Sen. Ron Johnson (R-WI) today predicted lawmakers would take President Obama to court if he deemed the debt ceiling is unconstitutional under the 14th Amendment. Liberals have floated the desperate and devious ploy in recent days to avoid spending cuts demanded by conservatives.

“If the president decides to do that — and that would be his decision and his alone — our only option at that point would probably be to take him to court,” Johnson said this morning on a call with reporters and bloggers. “If he does it, I’m just talking realistically here, I don’t know what Congress could do about it other than take him to court.”

Johnson, who has no plans to initiate a lawsuit himself, added that it would be a lengthy legal process and not likely to be resolved quickly. He said using the 14th Amendment argument would be a defining moment in Obama’s presidency and a factor in his re-election campaign.
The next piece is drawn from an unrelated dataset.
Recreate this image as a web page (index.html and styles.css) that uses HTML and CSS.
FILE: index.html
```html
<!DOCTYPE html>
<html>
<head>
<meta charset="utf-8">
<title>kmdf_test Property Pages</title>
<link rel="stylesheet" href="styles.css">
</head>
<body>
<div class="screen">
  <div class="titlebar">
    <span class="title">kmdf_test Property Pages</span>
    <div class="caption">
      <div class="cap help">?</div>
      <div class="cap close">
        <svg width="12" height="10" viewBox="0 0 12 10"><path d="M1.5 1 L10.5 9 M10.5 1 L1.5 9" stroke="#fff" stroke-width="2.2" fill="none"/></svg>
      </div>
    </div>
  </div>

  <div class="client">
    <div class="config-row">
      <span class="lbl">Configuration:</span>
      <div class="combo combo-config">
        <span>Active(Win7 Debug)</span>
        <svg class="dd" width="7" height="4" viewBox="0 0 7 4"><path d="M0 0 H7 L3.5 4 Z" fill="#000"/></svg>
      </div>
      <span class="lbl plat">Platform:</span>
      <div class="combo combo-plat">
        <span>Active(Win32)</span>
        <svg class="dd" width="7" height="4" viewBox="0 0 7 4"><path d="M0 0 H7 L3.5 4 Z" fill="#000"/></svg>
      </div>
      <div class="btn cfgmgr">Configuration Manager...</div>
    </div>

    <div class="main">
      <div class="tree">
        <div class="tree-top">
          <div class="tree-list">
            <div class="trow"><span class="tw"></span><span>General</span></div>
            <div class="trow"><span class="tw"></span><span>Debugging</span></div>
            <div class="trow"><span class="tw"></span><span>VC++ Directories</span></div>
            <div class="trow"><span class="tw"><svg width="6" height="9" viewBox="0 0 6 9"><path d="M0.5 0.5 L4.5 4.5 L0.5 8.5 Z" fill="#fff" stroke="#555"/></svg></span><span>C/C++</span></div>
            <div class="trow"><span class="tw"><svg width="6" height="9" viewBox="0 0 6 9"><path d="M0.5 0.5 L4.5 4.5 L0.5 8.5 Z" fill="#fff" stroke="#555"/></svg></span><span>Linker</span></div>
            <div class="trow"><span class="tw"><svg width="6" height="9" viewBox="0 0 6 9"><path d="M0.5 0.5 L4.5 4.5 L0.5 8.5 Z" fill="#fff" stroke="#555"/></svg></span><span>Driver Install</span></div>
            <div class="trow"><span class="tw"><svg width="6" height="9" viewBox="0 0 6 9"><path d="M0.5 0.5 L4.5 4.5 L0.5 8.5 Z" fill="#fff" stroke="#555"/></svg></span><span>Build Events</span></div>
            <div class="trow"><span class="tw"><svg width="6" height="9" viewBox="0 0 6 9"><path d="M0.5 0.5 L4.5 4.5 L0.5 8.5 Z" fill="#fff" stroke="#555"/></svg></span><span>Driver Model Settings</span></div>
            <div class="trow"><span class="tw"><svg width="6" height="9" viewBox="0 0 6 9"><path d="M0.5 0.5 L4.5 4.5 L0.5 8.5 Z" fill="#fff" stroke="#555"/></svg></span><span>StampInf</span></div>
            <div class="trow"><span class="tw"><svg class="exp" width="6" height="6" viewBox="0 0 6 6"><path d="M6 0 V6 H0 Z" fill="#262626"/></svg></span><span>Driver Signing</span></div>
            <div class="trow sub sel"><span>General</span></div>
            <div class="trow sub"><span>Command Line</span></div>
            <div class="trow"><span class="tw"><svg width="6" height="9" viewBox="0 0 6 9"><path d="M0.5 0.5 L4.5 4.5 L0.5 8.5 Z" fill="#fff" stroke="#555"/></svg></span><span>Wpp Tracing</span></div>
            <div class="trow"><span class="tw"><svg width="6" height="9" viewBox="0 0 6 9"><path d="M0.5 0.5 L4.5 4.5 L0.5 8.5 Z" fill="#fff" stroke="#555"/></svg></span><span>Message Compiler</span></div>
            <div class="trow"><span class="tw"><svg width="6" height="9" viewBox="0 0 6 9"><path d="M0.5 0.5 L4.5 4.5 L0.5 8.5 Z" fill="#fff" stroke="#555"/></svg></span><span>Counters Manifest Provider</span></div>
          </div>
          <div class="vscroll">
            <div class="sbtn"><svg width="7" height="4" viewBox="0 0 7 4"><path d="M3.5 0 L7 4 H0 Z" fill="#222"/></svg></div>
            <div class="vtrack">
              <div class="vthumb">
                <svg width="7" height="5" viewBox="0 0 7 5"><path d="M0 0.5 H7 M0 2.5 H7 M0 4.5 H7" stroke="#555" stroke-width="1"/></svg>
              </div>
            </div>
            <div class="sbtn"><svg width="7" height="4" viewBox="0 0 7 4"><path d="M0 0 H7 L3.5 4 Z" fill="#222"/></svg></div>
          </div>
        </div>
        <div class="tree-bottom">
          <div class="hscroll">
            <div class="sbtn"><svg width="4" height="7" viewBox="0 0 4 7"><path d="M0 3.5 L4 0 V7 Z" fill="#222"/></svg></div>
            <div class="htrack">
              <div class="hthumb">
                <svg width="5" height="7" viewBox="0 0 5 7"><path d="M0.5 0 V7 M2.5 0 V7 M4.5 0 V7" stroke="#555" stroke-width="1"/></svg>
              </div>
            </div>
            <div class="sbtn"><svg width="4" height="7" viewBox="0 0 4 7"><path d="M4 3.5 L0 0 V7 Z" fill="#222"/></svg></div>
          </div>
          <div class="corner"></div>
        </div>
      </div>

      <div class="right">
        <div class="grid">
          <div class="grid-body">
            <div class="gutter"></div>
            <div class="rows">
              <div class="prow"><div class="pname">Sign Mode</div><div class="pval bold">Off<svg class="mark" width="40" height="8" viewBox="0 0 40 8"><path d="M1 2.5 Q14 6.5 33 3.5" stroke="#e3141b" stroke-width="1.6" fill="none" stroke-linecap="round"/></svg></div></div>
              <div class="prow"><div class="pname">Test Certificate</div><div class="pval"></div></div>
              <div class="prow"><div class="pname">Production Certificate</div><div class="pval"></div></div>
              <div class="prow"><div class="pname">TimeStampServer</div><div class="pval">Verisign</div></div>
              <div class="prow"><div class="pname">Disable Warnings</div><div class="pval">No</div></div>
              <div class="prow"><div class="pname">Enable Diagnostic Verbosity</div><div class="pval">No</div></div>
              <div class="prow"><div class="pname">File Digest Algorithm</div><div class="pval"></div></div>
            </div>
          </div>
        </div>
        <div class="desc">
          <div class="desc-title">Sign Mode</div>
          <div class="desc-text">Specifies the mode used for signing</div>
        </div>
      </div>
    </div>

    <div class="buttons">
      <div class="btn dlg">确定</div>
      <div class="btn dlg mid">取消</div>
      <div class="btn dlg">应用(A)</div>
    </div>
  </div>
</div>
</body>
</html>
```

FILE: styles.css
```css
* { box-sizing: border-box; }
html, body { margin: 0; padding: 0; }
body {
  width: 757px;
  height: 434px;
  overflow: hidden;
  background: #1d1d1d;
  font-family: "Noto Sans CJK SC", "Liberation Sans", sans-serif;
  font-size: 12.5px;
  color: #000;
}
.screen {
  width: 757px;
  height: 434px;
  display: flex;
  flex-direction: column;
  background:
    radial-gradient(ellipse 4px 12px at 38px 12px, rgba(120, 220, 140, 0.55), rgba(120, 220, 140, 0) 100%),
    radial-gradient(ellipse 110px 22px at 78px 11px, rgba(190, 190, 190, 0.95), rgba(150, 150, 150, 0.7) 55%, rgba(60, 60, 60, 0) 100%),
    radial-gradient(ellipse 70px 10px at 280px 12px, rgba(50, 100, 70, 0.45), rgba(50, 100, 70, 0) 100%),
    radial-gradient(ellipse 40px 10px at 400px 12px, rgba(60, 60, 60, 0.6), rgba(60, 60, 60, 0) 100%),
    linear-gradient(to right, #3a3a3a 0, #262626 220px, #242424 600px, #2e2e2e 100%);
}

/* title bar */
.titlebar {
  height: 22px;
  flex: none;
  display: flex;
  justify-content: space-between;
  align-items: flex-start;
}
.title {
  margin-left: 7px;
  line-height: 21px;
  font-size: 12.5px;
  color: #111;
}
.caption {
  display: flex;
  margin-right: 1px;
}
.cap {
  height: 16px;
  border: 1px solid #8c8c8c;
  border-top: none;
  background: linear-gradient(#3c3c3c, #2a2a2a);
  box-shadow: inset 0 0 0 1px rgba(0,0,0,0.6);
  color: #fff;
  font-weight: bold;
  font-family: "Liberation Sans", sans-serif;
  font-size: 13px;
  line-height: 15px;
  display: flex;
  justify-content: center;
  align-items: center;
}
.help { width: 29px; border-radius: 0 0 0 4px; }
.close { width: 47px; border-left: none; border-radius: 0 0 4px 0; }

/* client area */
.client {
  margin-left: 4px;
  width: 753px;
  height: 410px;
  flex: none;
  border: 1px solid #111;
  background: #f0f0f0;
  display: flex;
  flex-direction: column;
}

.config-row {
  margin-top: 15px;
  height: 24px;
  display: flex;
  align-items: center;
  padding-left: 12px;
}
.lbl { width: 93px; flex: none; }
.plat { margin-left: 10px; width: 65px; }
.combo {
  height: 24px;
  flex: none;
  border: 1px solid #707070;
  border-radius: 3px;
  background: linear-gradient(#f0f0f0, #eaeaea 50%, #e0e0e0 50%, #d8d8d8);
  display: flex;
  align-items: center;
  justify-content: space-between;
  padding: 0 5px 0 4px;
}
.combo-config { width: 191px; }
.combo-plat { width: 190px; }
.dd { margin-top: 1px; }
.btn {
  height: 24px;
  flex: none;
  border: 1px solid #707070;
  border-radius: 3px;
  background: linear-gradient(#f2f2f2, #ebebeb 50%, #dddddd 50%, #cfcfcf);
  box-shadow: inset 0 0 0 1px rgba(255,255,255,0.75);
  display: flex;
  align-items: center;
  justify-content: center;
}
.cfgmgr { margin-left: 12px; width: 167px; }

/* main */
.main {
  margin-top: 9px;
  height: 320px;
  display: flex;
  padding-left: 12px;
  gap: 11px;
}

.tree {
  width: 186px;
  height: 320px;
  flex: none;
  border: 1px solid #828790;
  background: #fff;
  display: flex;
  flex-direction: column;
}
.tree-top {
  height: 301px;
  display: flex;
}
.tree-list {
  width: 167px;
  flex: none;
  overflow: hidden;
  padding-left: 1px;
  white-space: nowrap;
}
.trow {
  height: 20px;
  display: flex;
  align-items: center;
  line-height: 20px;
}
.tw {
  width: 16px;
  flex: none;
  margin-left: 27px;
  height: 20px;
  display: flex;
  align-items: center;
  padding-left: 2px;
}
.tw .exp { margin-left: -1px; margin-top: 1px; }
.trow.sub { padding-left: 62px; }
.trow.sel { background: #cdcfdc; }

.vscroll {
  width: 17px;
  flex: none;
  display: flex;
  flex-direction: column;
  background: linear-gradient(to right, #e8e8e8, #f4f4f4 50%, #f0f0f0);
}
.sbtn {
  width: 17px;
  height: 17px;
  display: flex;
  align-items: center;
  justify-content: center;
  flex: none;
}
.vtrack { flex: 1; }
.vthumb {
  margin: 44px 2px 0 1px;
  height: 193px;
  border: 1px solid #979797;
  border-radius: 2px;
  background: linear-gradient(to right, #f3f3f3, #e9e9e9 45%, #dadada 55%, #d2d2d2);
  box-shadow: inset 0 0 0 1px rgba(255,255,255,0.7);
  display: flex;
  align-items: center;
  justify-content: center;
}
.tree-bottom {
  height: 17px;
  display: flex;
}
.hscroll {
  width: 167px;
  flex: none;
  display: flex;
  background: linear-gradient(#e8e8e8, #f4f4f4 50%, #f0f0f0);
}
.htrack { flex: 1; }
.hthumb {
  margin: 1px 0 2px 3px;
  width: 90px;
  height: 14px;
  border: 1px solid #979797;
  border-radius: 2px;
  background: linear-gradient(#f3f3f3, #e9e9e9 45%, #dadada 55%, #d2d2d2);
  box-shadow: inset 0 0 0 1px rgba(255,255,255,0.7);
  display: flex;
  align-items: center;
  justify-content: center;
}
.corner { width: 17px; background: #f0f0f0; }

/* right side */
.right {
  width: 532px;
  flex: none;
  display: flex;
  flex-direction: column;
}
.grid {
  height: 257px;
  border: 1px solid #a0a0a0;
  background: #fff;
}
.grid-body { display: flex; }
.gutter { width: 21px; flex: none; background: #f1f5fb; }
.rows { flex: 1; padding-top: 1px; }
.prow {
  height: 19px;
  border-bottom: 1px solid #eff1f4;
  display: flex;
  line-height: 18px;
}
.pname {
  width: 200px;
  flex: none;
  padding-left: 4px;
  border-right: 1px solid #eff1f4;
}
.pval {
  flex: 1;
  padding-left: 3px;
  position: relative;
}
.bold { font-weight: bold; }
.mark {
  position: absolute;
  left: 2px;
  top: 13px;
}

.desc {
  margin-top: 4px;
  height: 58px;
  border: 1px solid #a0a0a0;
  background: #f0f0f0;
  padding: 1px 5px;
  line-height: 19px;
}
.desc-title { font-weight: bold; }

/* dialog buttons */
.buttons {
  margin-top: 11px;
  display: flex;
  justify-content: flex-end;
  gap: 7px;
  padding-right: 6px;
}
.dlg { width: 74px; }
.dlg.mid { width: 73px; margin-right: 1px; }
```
Obama has twice dodged direct questions about whether he would do this

“President Obama simply has not led,” Johnson said. “And let’s face it, that is the No. 1 job criteria of the president of the United States. I don’t know why he wants to be president if he’s not willing to lead.”

Congress placed a statutory limit on federal debt with passage of the Second Liberty Bond Act in 1917. Lawmakers have raised that limit 74 times since 1962. Only recently have liberals suggested the 1917 law conflicts with the 14th Amendment, which states that the “validity of the public debt of the United States … shall not be questioned.”
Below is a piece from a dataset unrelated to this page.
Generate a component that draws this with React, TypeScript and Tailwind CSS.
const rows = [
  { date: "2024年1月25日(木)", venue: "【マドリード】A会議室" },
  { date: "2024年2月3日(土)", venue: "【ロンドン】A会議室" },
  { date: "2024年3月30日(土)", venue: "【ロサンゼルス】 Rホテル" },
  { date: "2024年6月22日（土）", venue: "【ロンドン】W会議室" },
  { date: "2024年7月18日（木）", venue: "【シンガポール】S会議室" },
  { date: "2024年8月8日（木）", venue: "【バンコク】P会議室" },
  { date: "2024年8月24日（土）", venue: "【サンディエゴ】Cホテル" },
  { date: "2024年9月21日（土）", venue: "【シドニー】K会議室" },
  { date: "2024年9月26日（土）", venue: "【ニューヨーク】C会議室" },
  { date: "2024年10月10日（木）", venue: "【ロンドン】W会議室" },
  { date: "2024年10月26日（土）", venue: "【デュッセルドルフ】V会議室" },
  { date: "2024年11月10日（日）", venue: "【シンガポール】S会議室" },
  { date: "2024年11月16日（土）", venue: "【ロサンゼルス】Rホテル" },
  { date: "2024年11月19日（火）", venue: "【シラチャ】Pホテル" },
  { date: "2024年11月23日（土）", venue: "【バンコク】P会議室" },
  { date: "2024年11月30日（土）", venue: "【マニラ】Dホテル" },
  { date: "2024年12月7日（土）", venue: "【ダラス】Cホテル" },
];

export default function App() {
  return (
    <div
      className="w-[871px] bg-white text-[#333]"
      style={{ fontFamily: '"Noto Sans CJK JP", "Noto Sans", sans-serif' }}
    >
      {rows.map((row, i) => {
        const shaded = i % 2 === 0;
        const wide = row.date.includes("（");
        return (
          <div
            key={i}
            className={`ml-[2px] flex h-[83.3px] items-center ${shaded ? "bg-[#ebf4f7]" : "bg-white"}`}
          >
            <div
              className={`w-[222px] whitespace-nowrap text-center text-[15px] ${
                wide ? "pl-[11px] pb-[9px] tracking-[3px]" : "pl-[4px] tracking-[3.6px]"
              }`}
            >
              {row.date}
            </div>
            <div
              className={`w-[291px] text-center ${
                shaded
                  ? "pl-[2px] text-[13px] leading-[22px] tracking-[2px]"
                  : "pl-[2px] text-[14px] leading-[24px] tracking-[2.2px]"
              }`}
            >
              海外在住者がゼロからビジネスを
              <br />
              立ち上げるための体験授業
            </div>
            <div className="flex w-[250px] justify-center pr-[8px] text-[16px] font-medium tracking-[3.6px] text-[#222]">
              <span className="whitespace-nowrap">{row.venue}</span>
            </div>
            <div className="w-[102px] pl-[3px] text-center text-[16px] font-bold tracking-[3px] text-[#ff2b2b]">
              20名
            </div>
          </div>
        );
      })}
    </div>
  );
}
Johnson reiterated that he would vote for an increase in the debt ceiling as long as Congress instilled fiscal discipline, enacted a constitutional limitation and hard spending cap. At this point, however, he’s seen no willingness from liberals to budge. That prompted a passionate floor speech and call last week for the Senate to skip its recess.

They want to continue to spend the way they’ve always spent. They refuse to acknowledge that all these entitlement programs are unsustainable. They refuse to come to the table in good faith to strengthen these programs, to make them sustainable for future generations. They just want to put their head in the sand.

When asked about today’s reports that the White House might consider making changes to Social Security, Johnson criticized the Obama administration for a lack of transparency in the process.

“Reporters have more detail about what’s happening here in Washington on these debt-ceiling talks than rank-and-file members of Congress,” he said. “And to me, that’s outrageous, it’s disgusting, it’s not the way the process should work.”

UPDATE: Reuters reports the Treasury Department is secretly weighing its options to stave off default. Meanwhile, two of Johnson’s Republican colleagues have introduced a Senate resolution that warns Obama not to use the 14th Amendment ploy.